_PROBLEM REQUIREMENTS_. Write the records below out again exactly as given, with no images.
::::::
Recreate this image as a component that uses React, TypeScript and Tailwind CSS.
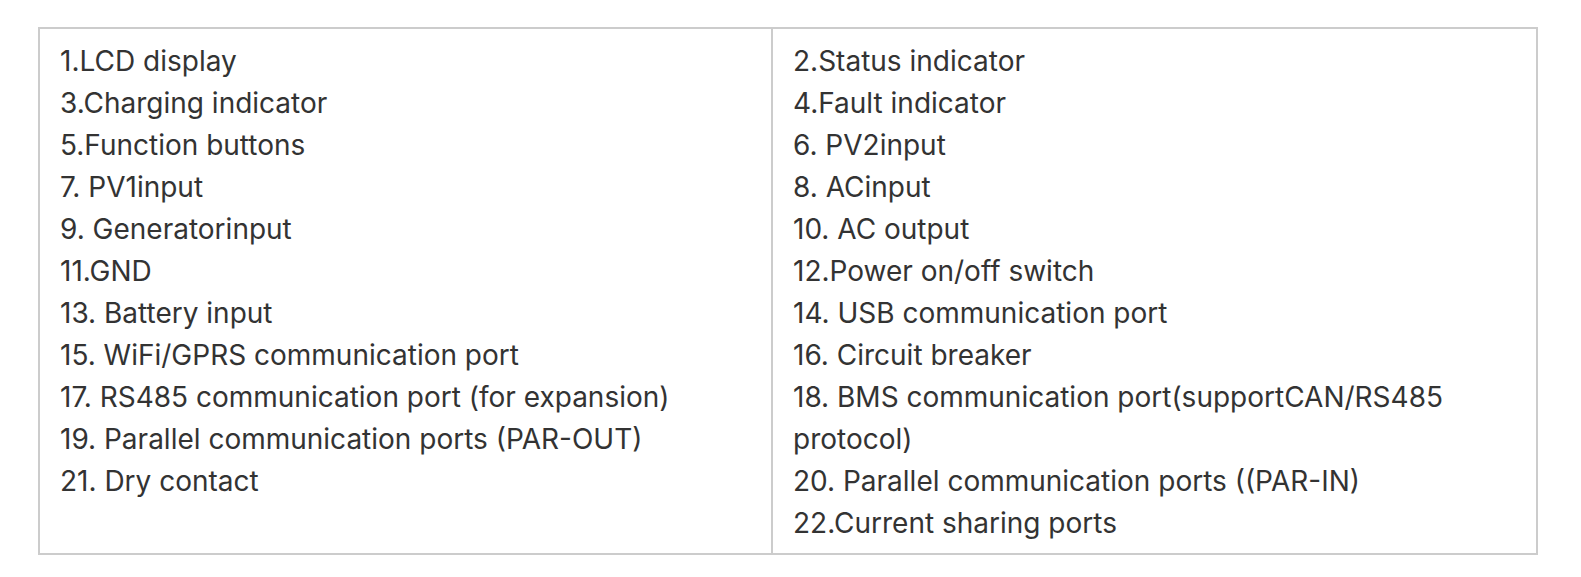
const leftItems = [
  "1.LCD display",
  "3.Charging indicator",
  "5.Function buttons",
  "7. PV1input",
  "9. Generatorinput",
  "11.GND",
  "13. Battery input",
  "15. WiFi/GPRS communication port",
  "17. RS485 communication port (for expansion)",
  "19. Parallel communication ports (PAR-OUT)",
  "21. Dry contact",
];

const rightItems = [
  "2.Status indicator",
  "4.Fault indicator",
  "6. PV2input",
  "8. ACinput",
  "10. AC output",
  "12.Power on/off switch",
  "14. USB communication port",
  "16. Circuit breaker",
  "18. BMS communication port(supportCAN/RS485 protocol)",
  "20. Parallel communication ports ((PAR-IN)",
  "22.Current sharing ports",
];

export default function App() {
  return (
    <div className="w-[1581px] h-[577px] bg-white pt-[27px] pl-[38px] font-['Inter',sans-serif] text-[28px] leading-[42px] text-[#333333]">
      <div className="w-[1500px] flex border-2 border-[#cccccc]">
        <div className="w-[733px] border-r-2 border-[#cccccc] px-[20px] pt-[11px] pb-[9px]">
          {leftItems.map((item) => (
            <p key={item}>{item}</p>
          ))}
        </div>
        <div className="flex-1 px-[20px] pt-[11px] pb-[9px]">
          {rightItems.map((item) => (
            <p key={item}>{item}</p>
          ))}
        </div>
      </div>
    </div>
  );
}
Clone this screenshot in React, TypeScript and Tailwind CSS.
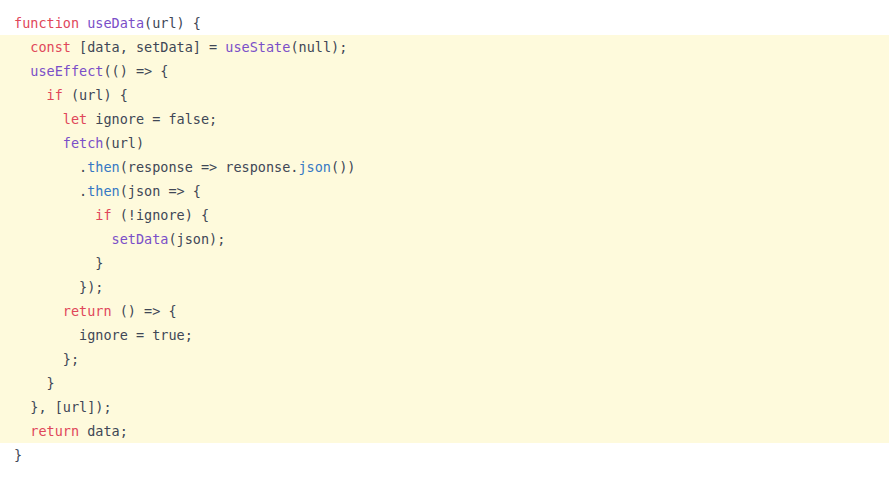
::::::
_FINISHED EXERCISE_.
Recreate this image as a component that uses React, TypeScript and Tailwind CSS.
const leftItems = [
  "1.LCD display",
  "3.Charging indicator",
  "5.Function buttons",
  "7. PV1input",
  "9. Generatorinput",
  "11.GND",
  "13. Battery input",
  "15. WiFi/GPRS communication port",
  "17. RS485 communication port (for expansion)",
  "19. Parallel communication ports (PAR-OUT)",
  "21. Dry contact",
];

const rightItems = [
  "2.Status indicator",
  "4.Fault indicator",
  "6. PV2input",
  "8. ACinput",
  "10. AC output",
  "12.Power on/off switch",
  "14. USB communication port",
  "16. Circuit breaker",
  "18. BMS communication port(supportCAN/RS485 protocol)",
  "20. Parallel communication ports ((PAR-IN)",
  "22.Current sharing ports",
];

export default function App() {
  return (
    <div className="w-[1581px] h-[577px] bg-white pt-[27px] pl-[38px] font-['Inter',sans-serif] text-[28px] leading-[42px] text-[#333333]">
      <div className="w-[1500px] flex border-2 border-[#cccccc]">
        <div className="w-[733px] border-r-2 border-[#cccccc] px-[20px] pt-[11px] pb-[9px]">
          {leftItems.map((item) => (
            <p key={item}>{item}</p>
          ))}
        </div>
        <div className="flex-1 px-[20px] pt-[11px] pb-[9px]">
          {rightItems.map((item) => (
            <p key={item}>{item}</p>
          ))}
        </div>
      </div>
    </div>
  );
}
Clone this screenshot in React, TypeScript and Tailwind CSS.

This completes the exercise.